Interface markup and scripts:
--- start ---

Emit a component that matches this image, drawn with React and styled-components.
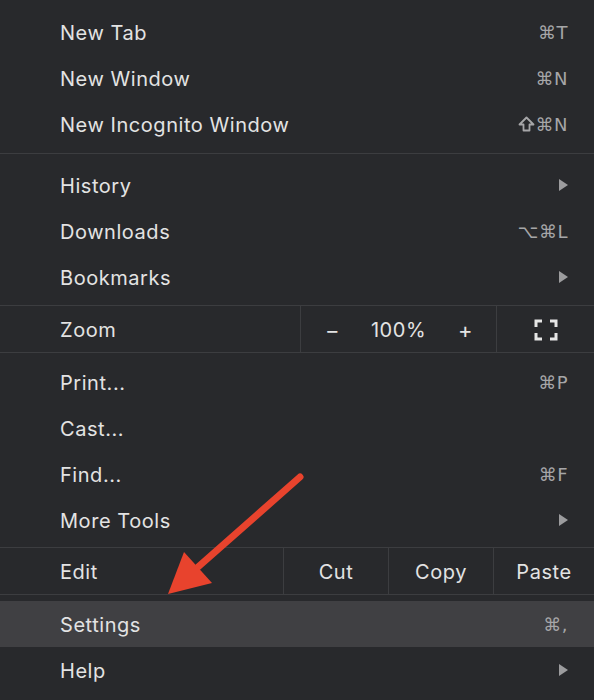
import React from "react";
import styled, { createGlobalStyle } from "styled-components";

const GlobalStyle = createGlobalStyle`
  html, body {
    margin: 0;
    padding: 0;
    background: #28292c;
  }
  body {
    font-family: Inter, "Noto Sans", "DejaVu Sans", sans-serif;
  }
`;

const Menu = styled.div`
  position: relative;
  width: 594px;
  height: 700px;
  overflow: hidden;
  background: #28292c;
  color: #e3e3e3;
`;

const Group = styled.div`
  padding: ${p => p.pad || "6px 0 5px"};
`;

const Line = styled.div`
  height: 1px;
  background: #3c3d40;
`;

const Item = styled.div`
  height: 46px;
  display: flex;
  align-items: center;
  justify-content: space-between;
  padding: 0 26px 0 60px;
  background: ${p => (p.active ? "#404043" : "transparent")};
`;

const Label = styled.span`
  font-size: 20px;
  letter-spacing: 0.55px;
  padding-top: 1px;
`;

const Shortcut = styled.span`
  font-family: "DejaVu Sans", Inter, sans-serif;
  font-size: 18px;
  color: #a6a6a8;
  letter-spacing: 0.5px;
  display: flex;
  align-items: center;
  gap: 1px;
`;

const Triangle = styled.span`
  width: 0;
  height: 0;
  border-top: 6px solid transparent;
  border-bottom: 6px solid transparent;
  border-left: 9px solid #9c9c9e;
`;

const SplitRow = styled.div`
  display: grid;
  grid-template-columns: ${p => p.cols};
  height: 46px;
  border-top: 1px solid #3c3d40;
  border-bottom: 1px solid #3c3d40;
`;

const Cell = styled.div`
  display: flex;
  align-items: center;
  justify-content: ${p => (p.left ? "flex-start" : "center")};
  padding-left: ${p => (p.left ? "60px" : "0")};
  padding-top: 2px;
  font-size: 20px;
  letter-spacing: 0.55px;
  & + & {
    border-left: 1px solid #3c3d40;
  }
`;

const ZoomControls = styled.div`
  display: flex;
  align-items: center;
  gap: 32px;
  font-size: 20px;
`;

const Sign = styled.span`
  font-size: 22px;
  width: 14px;
  text-align: center;
`;

const Overlay = styled.svg`
  position: absolute;
  inset: 0;
  pointer-events: none;
`;

const FullscreenIcon = () => (
  <svg width="24" height="22" viewBox="0 0 24 22" fill="none" stroke="#e6e6e6" strokeWidth="3">
    <path d="M2 8V2H8" />
    <path d="M16 2H22V8" />
    <path d="M22 14V20H16" />
    <path d="M8 20H2V14" />
  </svg>
);

// outlined shift arrow, the font's own glyph is too narrow
const ShiftIcon = () => (
  <svg width="17" height="16" viewBox="0 0 17 16" fill="none" stroke="#a6a6a8" strokeWidth="1.8" strokeLinejoin="round">
    <path d="M8.5 1.5L15.5 8.5H11.5V14.5H5.5V8.5H1.5Z" />
  </svg>
);

const MenuItem = ({ label, shortcut, shift, submenu, active }) => (
  <Item active={active}>
    <Label>{label}</Label>
    {shortcut && (
      <Shortcut>
        {shift && <ShiftIcon />}
        {shortcut}
      </Shortcut>
    )}
    {submenu && <Triangle />}
  </Item>
);

export default function App() {
  return (
    <>
      <GlobalStyle />
      <Menu>
        <Group pad="9px 0 6px">
          <MenuItem label="New Tab" shortcut="⌘T" />
          <MenuItem label="New Window" shortcut="⌘N" />
          <MenuItem label="New Incognito Window" shortcut="⌘N" shift />
        </Group>
        <Line />
        <Group pad="8px 0 5px">
          <MenuItem label="History" submenu />
          <MenuItem label="Downloads" shortcut="⌥⌘L" />
          <MenuItem label="Bookmarks" submenu />
        </Group>
        <SplitRow cols="300px 196px 1fr">
          <Cell left>Zoom</Cell>
          <Cell>
            <ZoomControls>
              <Sign>−</Sign>
              <span>100%</span>
              <Sign>+</Sign>
            </ZoomControls>
          </Cell>
          <Cell>
            <FullscreenIcon />
          </Cell>
        </SplitRow>
        <Group pad="6px 0 4px">
          <MenuItem label="Print..." shortcut="⌘P" />
          <MenuItem label="Cast..." />
          <MenuItem label="Find..." shortcut="⌘F" />
          <MenuItem label="More Tools" submenu />
        </Group>
        <SplitRow cols="283px 105px 105px 1fr">
          <Cell left>Edit</Cell>
          <Cell>Cut</Cell>
          <Cell>Copy</Cell>
          <Cell>Paste</Cell>
        </SplitRow>
        <Group pad="6px 0 0">
          <MenuItem label="Settings" shortcut="⌘," active />
          <MenuItem label="Help" submenu />
        </Group>

        <Overlay width="594" height="700" viewBox="0 0 594 700">
          <line x1="300" y1="477" x2="198" y2="567" stroke="#e8432d" strokeWidth="7" strokeLinecap="round" />
          <polygon points="168,594 184,552 212,583" fill="#e8432d" />
        </Overlay>
      </Menu>
    </>
  );
}
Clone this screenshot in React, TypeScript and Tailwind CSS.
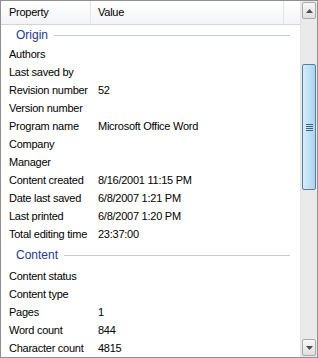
import React from 'react';

type Row = [string, string];

const origin: Row[] = [
  ['Authors', ''],
  ['Last saved by', ''],
  ['Revision number', '52'],
  ['Version number', ''],
  ['Program name', 'Microsoft Office Word'],
  ['Company', ''],
  ['Manager', ''],
  ['Content created', '8/16/2001 11:15 PM'],
  ['Date last saved', '6/8/2007 1:21 PM'],
  ['Last printed', '6/8/2007 1:20 PM'],
  ['Total editing time', '23:37:00'],
];

const content: Row[] = [
  ['Content status', ''],
  ['Content type', ''],
  ['Pages', '1'],
  ['Word count', '844'],
  ['Character count', '4815'],
];

function Group({ title, className }: { title: string; className: string }) {
  return (
    <div className={`flex items-center pl-[15px] pr-[10px] ${className}`}>
      <span className="text-[#1e3a8a] text-[12px] mr-[6px]">{title}</span>
      <div className="flex-1 h-px bg-[#c5cbd6]" />
    </div>
  );
}

function PropRow({ row }: { row: Row }) {
  return (
    <div className="flex items-center h-[18px] text-[#000] text-[11px] tracking-[-0.25px]">
      <div className="w-[90px] pl-[8px] shrink-0 whitespace-nowrap">{row[0]}</div>
      <div className="pl-[7px] whitespace-nowrap">{row[1]}</div>
    </div>
  );
}

export default function App() {
  return (
    <div
      className="w-[318px] h-[358px] border border-[#8e8f8f] bg-white flex overflow-hidden"
      style={{ fontFamily: '"Liberation Sans", Arial, sans-serif' }}
    >
      <div className="flex-1 flex flex-col overflow-hidden">
        <div className="flex h-[24px] shrink-0 border-b border-[#d5d5d5] bg-gradient-to-b from-white to-[#f3f4f6] text-[11px] tracking-[-0.25px] text-[#000]">
          <div className="w-[90px] pl-[8px] flex items-center border-r border-[#e3e4e6]">Property</div>
          <div className="w-[193px] pl-[7px] flex items-center border-r border-[#e3e4e6]">Value</div>
          <div className="flex-1" />
        </div>
        <Group title="Origin" className="h-[20px]" />
        {origin.map((r) => (
          <PropRow key={r[0]} row={r} />
        ))}
        <Group title="Content" className="h-[24px]" />
        {content.map((r) => (
          <PropRow key={r[0]} row={r} />
        ))}
      </div>
      <div className="w-[17px] shrink-0 flex flex-col bg-[#eaeaea] border-l border-[#e4e4e4]">
        <div className="h-[17px] mx-[1px] mt-[1px] border border-[#a9a9a9] rounded-[2px] bg-gradient-to-b from-[#f7f7f7] to-[#e0e0e0] flex items-center justify-center">
          <svg width="7" height="4" viewBox="0 0 7 4"><path d="M0 4 L3.5 0 L7 4 Z" fill="#4d4d4d" /></svg>
        </div>
        <div className="h-[45px]" />
        <div className="h-[126px] mx-[1px] border border-[#5a7ea1] rounded-[2px] bg-gradient-to-r from-[#d7ecf8] via-[#bfe1f4] to-[#a9d3ee] flex items-center justify-center">
          <div className="flex flex-col gap-[1px]">
            <div className="w-[7px] h-px bg-[#3f6386]" />
            <div className="w-[7px] h-px bg-[#3f6386]" />
            <div className="w-[7px] h-px bg-[#3f6386]" />
            <div className="w-[7px] h-px bg-[#3f6386]" />
          </div>
        </div>
        <div className="flex-1" />
        <div className="h-[17px] mx-[1px] mb-[1px] border border-[#a9a9a9] rounded-[2px] bg-gradient-to-b from-[#f7f7f7] to-[#e0e0e0] flex items-center justify-center">
          <svg width="7" height="4" viewBox="0 0 7 4"><path d="M0 0 L3.5 4 L7 0 Z" fill="#4d4d4d" /></svg>
        </div>
      </div>
    </div>
  );
}
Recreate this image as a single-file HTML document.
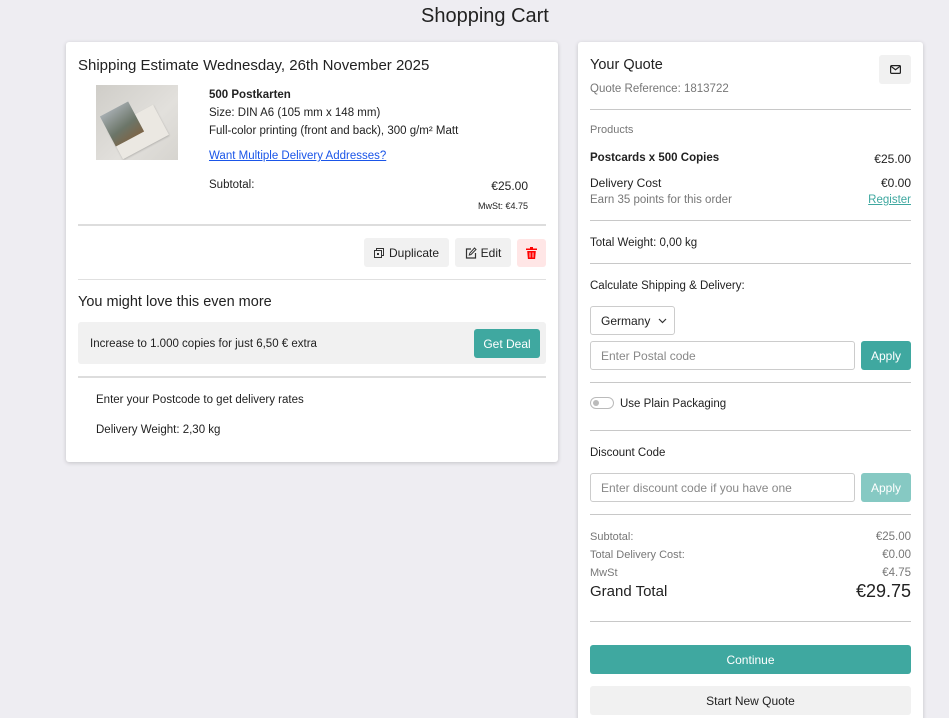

--- end ---

▶ [Task to carry out] Skip the pictures and repeat, word for word, the lines from the one containing "Clone this screenshot" to the one containing "type Row = [string, string];", keeping both of those lines.

▶ [Exercise answer]
Clone this screenshot in React, TypeScript and Tailwind CSS.
import React from 'react';

type Row = [string, string];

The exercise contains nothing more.